La vie de couple n’est pas toujours une partie de plaisir. La belle idylle, l’amour fou des romans à deux sous sont trompeurs.
Il faut penser qu’un couple, c’est la rencontre jusqu’à l’Union de deux personnes au sens plein du terme, chacune arrivant avec ses habitudes, sa culture, ses convictions… qu’il faut accorder à l’autre. Cela ne se fait pas sans mal !
La chose est même si difficile que le Talmud, grand livre de commentaires bibliques juifs, déclare : « L’Union de l’homme et de la femme est un miracle plus grand que le Passage de la Mer Rouge »… et quand on sait ce que représente pour un juif l’évènement fondateur du Passage de la Mer Rouge !

Tableau de Claire Yolaine Schmeltz
Tableau de Claire Yolaine Schmeltz   

 

Mais alors quels sont les moyens pour y parvenir ?

La première condition, c’est de le Vouloir ! Bien sûr, il y a l’Amour, encore que chacun ait son interprétation de ce grand mot. Mais l’Amour sans la Volonté de le vivre et de le réaliser n’est que fumée sans feu. Et c’est bien là le drame pour les couples qui se forment aujourd’hui : notre société du zapping leur donne à penser qu’il n’y a rien à vouloir… on reste ensemble tant que cela fonctionne, sinon on se quitte.
Non ! Pas un couple ne peut tenir une vie entière s’il ne le veut de toutes ses forces. Et chaque matin il faut re-vivre, re-poser cet acte qui est en même temps d’Amour et de Volonté : « Je t’aime et je veux t’aimer ».
C’est alors que pour le chrétien, le sacrement de mariage doit prendre toute sa réalité : c’est une boîte à trésors dans laquelle il faut puiser sans cesse grâce à la prière et à la méditation. Si nous sommes honnêtes, il n’y a pas de cas où un cœur à cœur avec Dieu ne nous « ravigote » pas, où nous restions arides et sans ressources face à notre pauvreté.

La deuxième condition est le Respect. D’abord tu es un Être Humain, et à ce titre déjà, je te respecte. Mais tu es aussi celle (celui) avec laquelle(lequel) j’ai choisi de partager ma vie. Partager, cela signifie que ma vie ne m’appartient plus en propre, que tu as droit sur ma vie ; l’orientation que je lui donne doit te correspondre. C’est en quoi je veux et te dois un Respect sans bornes car tu deviens une partie de moi-même. Et cela sans doute est encore plus vrai dans la vie sexuelle du couple où le respect est le prérequis nécessaire, à défaut d’être suffisant…

La troisième condition est que cet Amour soit bien décliné à tous les niveaux de notre relation.
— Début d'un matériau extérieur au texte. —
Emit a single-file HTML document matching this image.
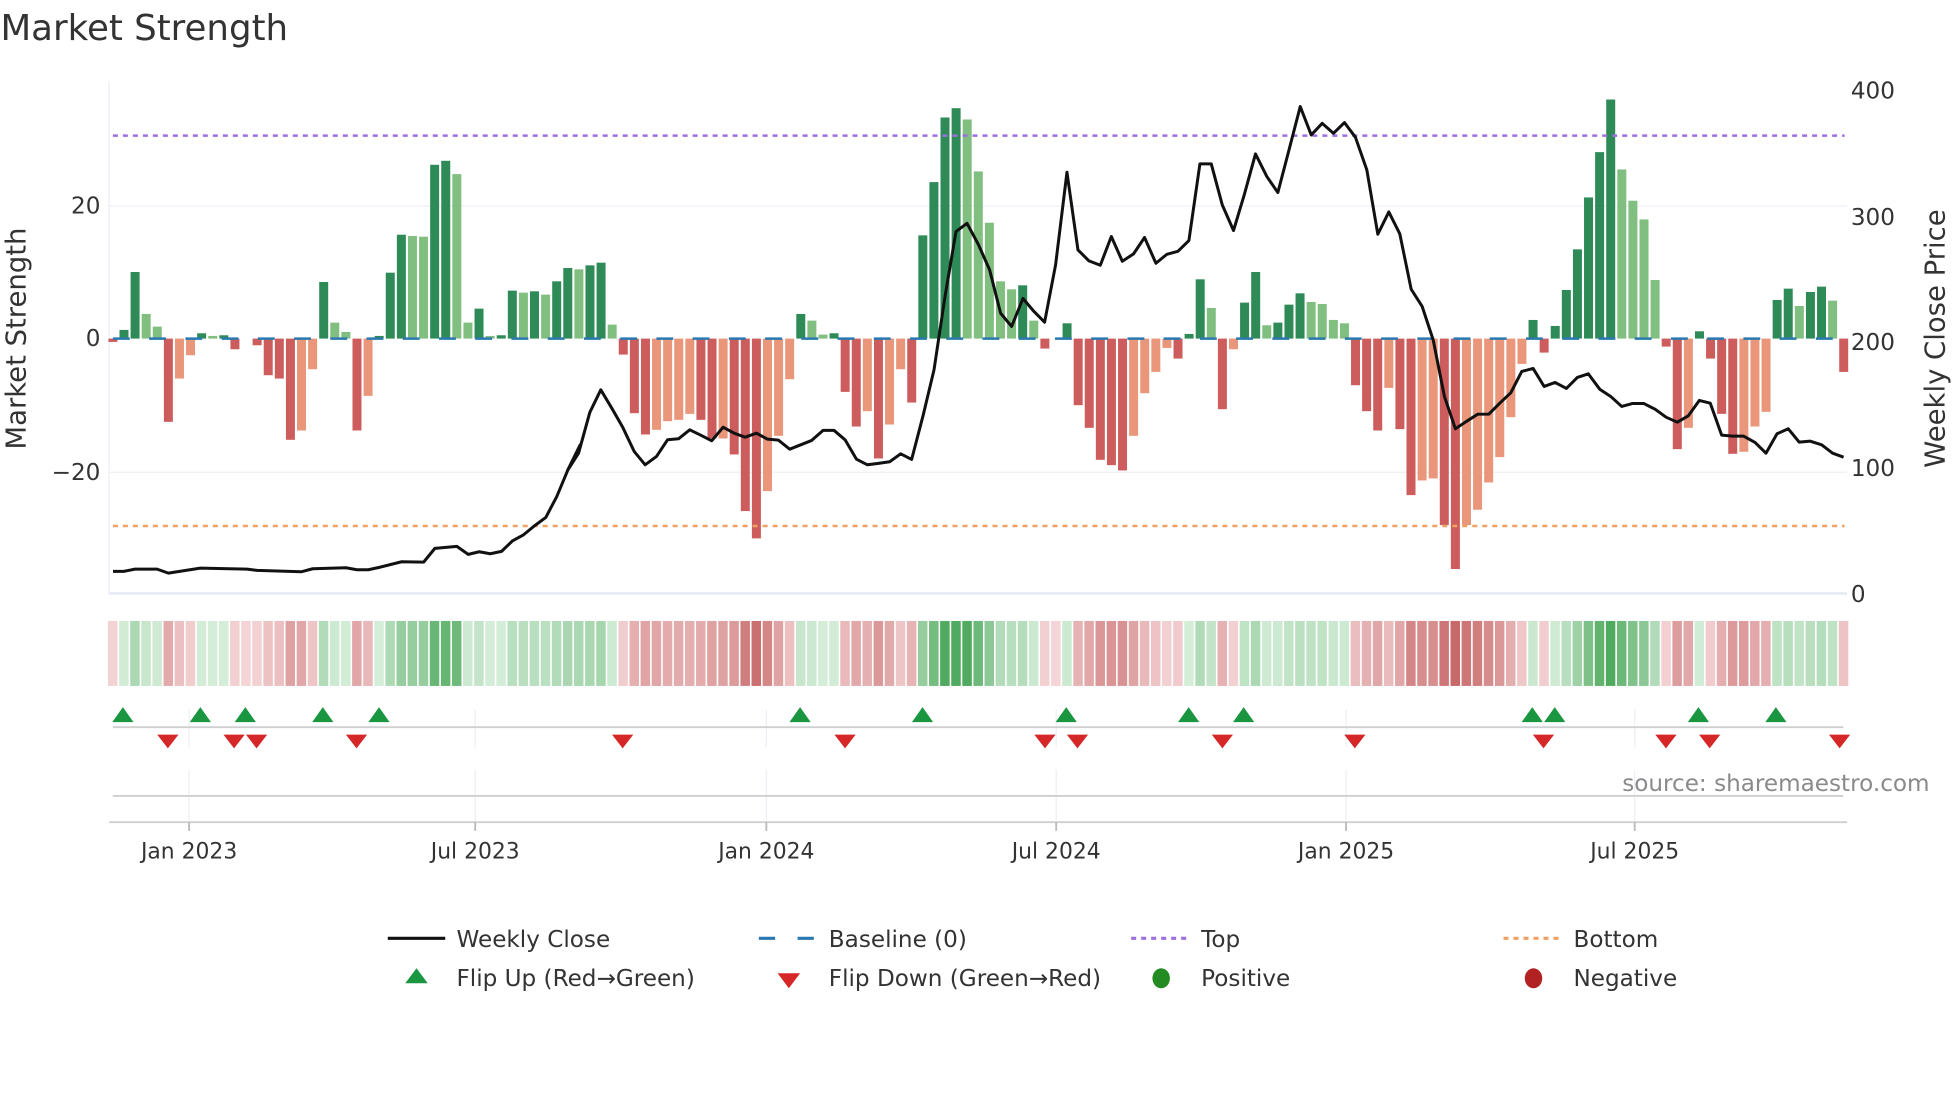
<!DOCTYPE html>
<html><head><meta charset="utf-8">
<style>
html,body{margin:0;padding:0;background:#fff;}
svg{display:block;}
text{font-family:"DejaVu Sans","Liberation Sans",sans-serif;fill:#333;}
</style></head>
<body>
<svg id="c" width="1960" height="1102" viewBox="0 0 1568 882" xmlns="http://www.w3.org/2000/svg">
<rect width="1568" height="882" fill="#fff"/>
<text x="0" y="32" font-size="28.5">Market Strength</text>
<g stroke="#eceff5" stroke-width="1">
<line x1="87" y1="165" x2="1478" y2="165"/>
<line x1="87" y1="378" x2="1478" y2="378"/>
<line x1="87" y1="65" x2="87" y2="475"/>
</g>
<line x1="87" y1="475" x2="1478" y2="475" stroke="#e6e9f2" stroke-width="2"/>
<g id="bars"></g>
<line x1="90" y1="108.5" x2="1476" y2="108.5" stroke="#9d6fe0" stroke-width="2" stroke-dasharray="4 4"/>
<line x1="90" y1="421" x2="1476" y2="421" stroke="#f0a060" stroke-width="2" stroke-dasharray="4 4"/>
<line x1="90" y1="271" x2="1476" y2="271" stroke="#2a78b0" stroke-width="2" stroke-dasharray="13.5 15.5"/>
<polyline id="price" fill="none" stroke="#111" stroke-width="2.4" stroke-linejoin="round"/>
<g font-size="18.5" text-anchor="end">
<text x="80" y="171">20</text>
<text x="80" y="277">0</text>
<text x="80" y="384">−20</text>
</g>
<g font-size="18.5">
<text x="1481" y="79">400</text>
<text x="1481" y="180">300</text>
<text x="1481" y="280">200</text>
<text x="1481" y="381">100</text>
<text x="1481" y="482">0</text>
</g>
<text transform="translate(20,271) rotate(-90)" font-size="22" text-anchor="middle">Market Strength</text>
<text transform="translate(1556,271) rotate(-90)" font-size="22" text-anchor="middle">Weekly Close Price</text>
<g id="heat"></g>
<g id="vgrid" stroke="#eceff5" stroke-width="1"></g>
<line x1="90" y1="582" x2="1475" y2="582" stroke="#cfcfcf" stroke-width="1.5"/>
<g id="flips"></g>
<line x1="90" y1="637" x2="1475" y2="637" stroke="#cfcfcf" stroke-width="1.5"/>
<line x1="87" y1="658" x2="1478" y2="658" stroke="#cfcfcf" stroke-width="1.5"/>
<g id="ticks" stroke="#bbb" stroke-width="1.5"></g>
<g font-size="17.5" text-anchor="middle">
<text x="151" y="687">Jan 2023</text>
<text x="380" y="687">Jul 2023</text>
<text x="613" y="687">Jan 2024</text>
<text x="845" y="687">Jul 2024</text>
<text x="1077" y="687">Jan 2025</text>
<text x="1308" y="687">Jul 2025</text>
</g>
<text x="1544" y="633" font-size="18.5" text-anchor="end" style="fill:#8a8a8a">source: sharemaestro.com</text>
<g font-size="18.5">
<line x1="310" y1="751" x2="356" y2="751" stroke="#111" stroke-width="2.5"/>
<text x="365" y="758">Weekly Close</text>
<line x1="607" y1="751" x2="653" y2="751" stroke="#2a78b0" stroke-width="2.5" stroke-dasharray="13 18"/>
<text x="663" y="758">Baseline (0)</text>
<line x1="905" y1="751" x2="951" y2="751" stroke="#9d6fe0" stroke-width="2.5" stroke-dasharray="4 4"/>
<text x="961" y="758">Top</text>
<line x1="1203" y1="751" x2="1249" y2="751" stroke="#f0a060" stroke-width="2.5" stroke-dasharray="4 4"/>
<text x="1259" y="758">Bottom</text>
<polygon points="333,775 342,787 324,787" fill="#1a9641"/>
<text x="365" y="789">Flip Up (Red→Green)</text>
<polygon points="622,779 640,779 631,791" fill="#d62728"/>
<text x="663" y="789">Flip Down (Green→Red)</text>
<ellipse cx="929" cy="783" rx="7" ry="8" fill="#228b22"/>
<text x="961" y="789">Positive</text>
<ellipse cx="1227" cy="783" rx="7" ry="8" fill="#b22222"/>
<text x="1259" y="789">Negative</text>
</g>
</svg>
<script>
var NS="http://www.w3.org/2000/svg";
function el(t,a,p){var e=document.createElementNS(NS,t);for(var k in a)e.setAttribute(k,a[k]);p.appendChild(e);return e;}
var v=[-0.5,1.3,10,3.7,1.8,-12.5,-6,-2.5,0.8,0.4,0.5,-1.6,0,-1,-5.5,-6,-15.2,-13.8,-4.6,8.5,2.4,1,-13.8,-8.6,0.4,9.9,15.6,15.4,15.3,26.1,26.7,24.7,2.4,4.5,0.4,0.5,7.2,6.9,7.1,6.6,8.6,10.6,10.4,
11,11.4,2.1,-2.4,-11.2,-14.4,-13.7,-12.4,-12.2,-11.3,-12.2,-15,-15,-17.4,-25.9,-30,-22.9,-14.6,-6.1,3.7,2.7,0.6,0.8,-8,-13.2,-10.9,-18,-12.9,-4.6,-9.6,15.5,23.5,33.2,34.6,32.9,25.1,17.4,8.6,7.4,8,2.7,
-1.5,0,2.3,-10,-13.4,-18.2,-19,-19.8,-14.6,-8.2,-5,-1.4,-3,0.7,8.9,4.6,-10.6,-1.6,5.4,10,2,2.4,5.1,6.8,5.5,5.2,2.8,2.3,-7,-10.9,-13.8,-7.4,-13.6,-23.5,-21.3,-21,-28,-34.6,-28,-25.7,-21.6,-17.8,
-11.8,-3.8,2.8,-2.1,1.9,7.3,13.4,21.2,28,35.9,25.4,20.7,17.9,8.8,-1.2,-16.6,-13.4,1.1,-3,-11.3,-17.3,-17,-13.2,-11,5.8,7.5,4.9,7,7.8,5.7,-5];
var bars=document.getElementById('bars'),heat=document.getElementById('heat');
var U=5.33,Z=271,S=8.88;
function mix(a,b,t){return 'rgb('+[0,1,2].map(function(i){return Math.round(a[i]+(b[i]-a[i])*t)}).join(',')+')';}
for(var i=0;i<v.length;i++){
 var x=90+i*S,val=v[i],prev=i?v[i-1]:0,col;
 if(val>=0) col=(val>prev)?'#2e8b57':'#80bf80'; else col=(val<prev)?'#cd5c5c':'#e9967a';
 if(Math.abs(val)>0.05){
  var h=Math.abs(val)*U;
  el('rect',{x:x-3.6,y:val>0?Z-h:Z,width:7.2,height:h,fill:col},bars);
 }
 var t=Math.min(Math.abs(val)/32,1);
 var hc= val>0? mix([214,238,218],[80,170,95],t) : mix([244,212,214],[200,105,105],t);
 el('rect',{x:x-3.9,y:497,width:7.6,height:52,fill:hc},heat);
}
var segs=[[100,[[38,1475],[70,1475],[104,1468],[170,1468],[204,1480],[300,1465],[440,1468],[470,1472],[604,1476],[637,1467],[737,1464],[770,1470],[804,1470],[837,1463],[904,1446],[970,1447],[1004,1406],[1070,1400],[1104,1424],[1137,1416],[1170,1422],[1204,1415],[1237,1383],[1270,1365],[1303,1338],[1337,1313],[1370,1250],[1404,1168],[1440,1095]]],
[560,[[22,1172],[55,1120],[89,998],[122,930],[155,985],[188,1043],[222,1115],[255,1155],[289,1130],[322,1080],[355,1077],[389,1050],[422,1066],[455,1083],[489,1042],[522,1060],[555,1072],[589,1060],[622,1078],[655,1081],[689,1108],[722,1095],[755,1082],[789,1052],[822,1052],[855,1080],[889,1138],[922,1155],[955,1151],[989,1146],[1022,1122],[1055,1139],[1089,1008],[1122,870],[1155,650],[1188,455],[1221,430],[1255,494],[1289,570],[1322,700],[1355,740],[1389,656],[1422,695]]],
[1020,[[74,727],[107,555],[141,277],[174,510],[207,543],[241,556],[274,470],[307,544],[341,522],[374,473],[408,550],[441,523],[474,514],[507,482],[540,252],[574,252],[607,375],[641,452],[674,342],[707,222],[741,290],[774,338],[807,212],[841,80],[874,165],[907,130],[941,160],[974,128],[1007,172],[1041,270],[1074,463],[1107,396],[1140,462],[1174,628],[1207,680],[1240,780],[1274,950],[1307,1047],[1340,1025],[1374,1003],[1407,1003]]],
[1480,[[60,970],[93,939],[126,875],[160,866],[193,920],[226,908],[260,926],[293,893],[326,882],[360,928],[393,950],[426,980],[459,971],[492,971],[526,988],[559,1012],[593,1027],[626,1008],[659,962],[692,970],[726,1066],[759,1069],[792,1069],[826,1088],[859,1120],[892,1062],[926,1047],[959,1087],[992,1084],[1026,1095],[1059,1120],[1092,1132]]]];
var pts=[];
segs.forEach(function(s){s[1].forEach(function(p){pts.push(((p[0]/3+s[0])/1.25).toFixed(1)+','+((p[1]/3+80)/1.25).toFixed(1));});});
document.getElementById('price').setAttribute('points',pts.join(' '));
var fl=document.getElementById('flips');
[98,160,196,258,303,640,738,853,951,995,1226,1244,1359,1421].forEach(function(x){el('polygon',{points:(x)+',566 '+(x+8.5)+',578 '+(x-8.5)+',578',fill:'#1a9641'},fl);});
[134,187,205,285,498,676,836,862,978,1084,1235,1333,1368,1472].forEach(function(x){el('polygon',{points:(x-8.5)+',588 '+(x+8.5)+',588 '+x+',599',fill:'#d62728'},fl);});
var vg=document.getElementById('vgrid'),tk=document.getElementById('ticks');
[151,380,613,845,1077,1308].forEach(function(x){
 el('line',{x1:x,y1:568,x2:x,y2:598},vg);
 el('line',{x1:x,y1:616,x2:x,y2:658},vg);
 el('line',{x1:x,y1:658,x2:x,y2:665},tk);
});
</script>
</body></html>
On dit souvent que notre langue française est pauvre sur le mot Amour : Je t’aime comme j’aime le fromage ! Pourtant l’amour s’établit à trois niveaux : utilisons pour cela la langue grecque qui a largement inspirée la nôtre.
Il y a d’abord « l’eros » : dans son encyclique «Deus Caritas est », le Pape Benoît XVI rappelait : « À l’amour entre homme et femme, qui ne naît pas de la pensée ou de la volonté mais qui, pour ainsi dire, s’impose à l’être humain, la Grèce antique avait donné le nom d’eros. ».
Cet « eros », c’est ce sentiment, cette force qui nous rapproche et qui fait qu’un jour, tu m’es apparu(e) tout autre. Il ne dépend donc pas de ma volonté. Il est la première marche de la construction du couple.
Mais il y a aussi le « philia », l’amitié. On ne peut être vraiment « couple » que si nous sommes les meilleurs amis du monde. J’ai toujours dit à Marie-Danièle qu’elle était ma meilleure amie, et qu’à ce titre, je compte sur elle : elle est de ce fait mon meilleur « conseiller » pour toutes mes décisions, et c’est réciproque.
Dès l’instant où nous partageons notre vie de couple « rien de ce qui se fait ne peut se faire sans elle » pour plagier le prologue de l’évangile de Jean.
Et puis il y a « l’agape », l’amour oblatif. L’amour qui me fait considérer l’épanouissement de mon conjoint plus important que mon épanouissement propre…
Pour l’illustrer, je me permettrai juste une anecdote de notre vie de couple. Un peu avant la cinquantaine, j’ai pu réaliser un de mes rêves : faire des études de théologie… Mais j’étais encore en pleine activité professionnelle ! Ce qui fait que très vite, du fait de mes absences encore plus nombreuses, mon irascibilité quand je préparais des examens, mon indisponibilité d’esprit, Marie-Danièle a pris la théologie en grippe, et m’en voulait profondément de m’être lancé dans cette « aventure »… De ce fait, indirectement, c’était Dieu qui nous séparait ! Jusqu’à ce qu’enfin je comprenne que mon chemin vers Dieu passait nécessairement par Marie-Danièle, et que notre amour, notre « bonne entente » étaient premiers par rapport à la réalisation de mon rêve. Nous avons dialogué (dans les Equipes Notre Dame, cela s’appelle un « devoir de s’asseoir ») et trouvé un compromis : j’ai réduit, sans les arrêter mes cours de théologie, et après un premier diplôme, j’ai cessé de passer les examens… et depuis, avec Marie Danièle, nous avons fondé une association d’initiation à la théologie qui fonctionne à merveille.
Alors, après avoir annoncé trois conditions, il me faut y ajouter la dernière, mais c’est celle qui permet toutes les autres : le dialogue, l’échange, la discussion… sur tout et sur rien. Rien ne doit être conservé par devers soi (sauf éventuellement ce qui pourrait blesser l’autre) : quand une joie est vécue, il faut la partager, ainsi, quand ce sera une difficulté, nous saurons aussi la partager.

 

Le mariage, qu’est-ce que cela « rapporte » ?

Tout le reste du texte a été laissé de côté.